Pictures aside, quote the whole listing exactly.

****************

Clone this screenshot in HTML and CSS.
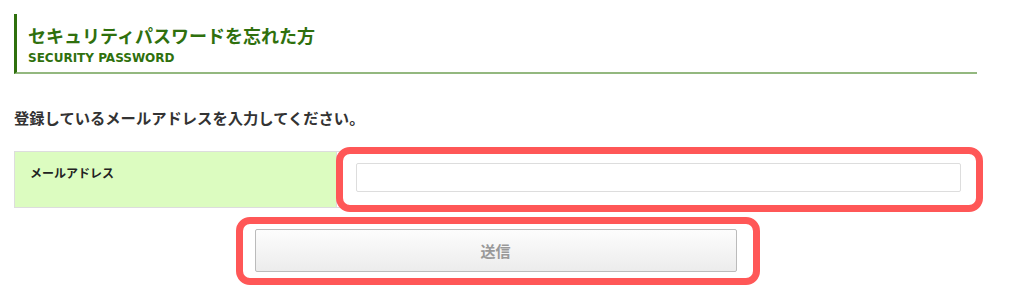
FILE: index.html
```html
<!DOCTYPE html>
<html lang="ja">

<head>
    <meta charset="UTF-8" />
    <title>セキュリティパスワードを忘れた方</title>
    <link rel="stylesheet" href="styles.css">
</head>

<body>
    <div class="page">
        <!-- 見出し -->
        <div class="heading">
            <h1>セキュリティパスワードを忘れた方</h1>
            <p class="sub">SECURITY PASSWORD</p>
        </div>

        <p class="lead">登録しているメールアドレスを入力してください。</p>

        <table class="form-table">
            <tr>
                <th>メールアドレス</th>
                <td><input type="text" class="mail-input" /></td>
            </tr>
        </table>

        <div class="submit-row">
            <button class="btn-submit">送信</button>
        </div>

        <!-- 注釈の枠 -->
        <div class="mark mark-input"></div>
        <div class="mark mark-button"></div>
    </div>
</body>

</html>
```

FILE: styles.css
```css
* {
    box-sizing: border-box;
    margin: 0;
    padding: 0;
    font-family: "Noto Sans CJK JP", "Noto Sans", sans-serif;
}

html,
body {
    background: #fff;
}

.page {
    position: relative;
    width: 977px;
    min-height: 294px;
    padding: 14px 0 0 14px;
}

.heading {
    border-left: 3px solid #2f700d;
    border-bottom: 2px solid #93b87f;
    padding: 9px 0 6px 11px;
    color: #2f700d;
}

.heading h1 {
    font-size: 18px;
    line-height: 24px;
    font-weight: bold;
}

.heading .sub {
    font-family: "DejaVu Sans", sans-serif;
    font-size: 12px;
    line-height: 16px;
    font-weight: bold;
    margin-top: 3px;
}

.lead {
    margin-top: 32px;
    font-size: 15.3px;
    line-height: 22px;
    font-weight: bold;
    color: #333;
}

.form-table {
    margin-top: 23px;
    width: 100%;
    border-collapse: collapse;
}

.form-table th,
.form-table td {
    border: 1px solid #ddd;
    vertical-align: top;
}

.form-table th {
    width: 322px;
    background: #dcfcc0;
    text-align: left;
    font-size: 12px;
    line-height: 18px;
    color: #222;
    padding: 12px 15px 14px 15px;
}

.form-table td {
    padding: 11px 15px 15px 19px;
}

.mail-input {
    display: block;
    width: 100%;
    height: 29px;
    border: 1px solid #ddd;
    border-radius: 2px;
}

.submit-row {
    margin-top: 21px;
    display: flex;
    justify-content: center;
}

.btn-submit {
    width: 482px;
    height: 43px;
    border: 1px solid #bbb;
    border-radius: 2px;
    background: linear-gradient(#fdfdfd, #ececec);
    color: #999;
    font-size: 15px;
    font-weight: bold;
}

/* 赤い注釈枠 */
.mark {
    position: absolute;
    border: 7px solid #ff5757;
    border-radius: 14px;
}

.mark-input {
    left: 336px;
    top: 147px;
    width: 647px;
    height: 65px;
}

.mark-button {
    left: 236px;
    top: 217px;
    width: 524px;
    height: 68px;
}
```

****************

• **ANSWER BELOW**
Clone this screenshot in HTML and CSS.
FILE: index.html
```html
<!DOCTYPE html>
<html lang="ja">

<head>
    <meta charset="UTF-8" />
    <title>セキュリティパスワードを忘れた方</title>
    <link rel="stylesheet" href="styles.css">
</head>

<body>
    <div class="page">
        <!-- 見出し -->
        <div class="heading">
            <h1>セキュリティパスワードを忘れた方</h1>
            <p class="sub">SECURITY PASSWORD</p>
        </div>

        <p class="lead">登録しているメールアドレスを入力してください。</p>

        <table class="form-table">
            <tr>
                <th>メールアドレス</th>
                <td><input type="text" class="mail-input" /></td>
            </tr>
        </table>

        <div class="submit-row">
            <button class="btn-submit">送信</button>
        </div>

        <!-- 注釈の枠 -->
        <div class="mark mark-input"></div>
        <div class="mark mark-button"></div>
    </div>
</body>

</html>
```

FILE: styles.css
```css
* {
    box-sizing: border-box;
    margin: 0;
    padding: 0;
    font-family: "Noto Sans CJK JP", "Noto Sans", sans-serif;
}

html,
body {
    background: #fff;
}

.page {
    position: relative;
    width: 977px;
    min-height: 294px;
    padding: 14px 0 0 14px;
}

.heading {
    border-left: 3px solid #2f700d;
    border-bottom: 2px solid #93b87f;
    padding: 9px 0 6px 11px;
    color: #2f700d;
}

.heading h1 {
    font-size: 18px;
    line-height: 24px;
    font-weight: bold;
}

.heading .sub {
    font-family: "DejaVu Sans", sans-serif;
    font-size: 12px;
    line-height: 16px;
    font-weight: bold;
    margin-top: 3px;
}

.lead {
    margin-top: 32px;
    font-size: 15.3px;
    line-height: 22px;
    font-weight: bold;
    color: #333;
}

.form-table {
    margin-top: 23px;
    width: 100%;
    border-collapse: collapse;
}

.form-table th,
.form-table td {
    border: 1px solid #ddd;
    vertical-align: top;
}

.form-table th {
    width: 322px;
    background: #dcfcc0;
    text-align: left;
    font-size: 12px;
    line-height: 18px;
    color: #222;
    padding: 12px 15px 14px 15px;
}

.form-table td {
    padding: 11px 15px 15px 19px;
}

.mail-input {
    display: block;
    width: 100%;
    height: 29px;
    border: 1px solid #ddd;
    border-radius: 2px;
}

.submit-row {
    margin-top: 21px;
    display: flex;
    justify-content: center;
}

.btn-submit {
    width: 482px;
    height: 43px;
    border: 1px solid #bbb;
    border-radius: 2px;
    background: linear-gradient(#fdfdfd, #ececec);
    color: #999;
    font-size: 15px;
    font-weight: bold;
}

/* 赤い注釈枠 */
.mark {
    position: absolute;
    border: 7px solid #ff5757;
    border-radius: 14px;
}

.mark-input {
    left: 336px;
    top: 147px;
    width: 647px;
    height: 65px;
}

.mark-button {
    left: 236px;
    top: 217px;
    width: 524px;
    height: 68px;
}
```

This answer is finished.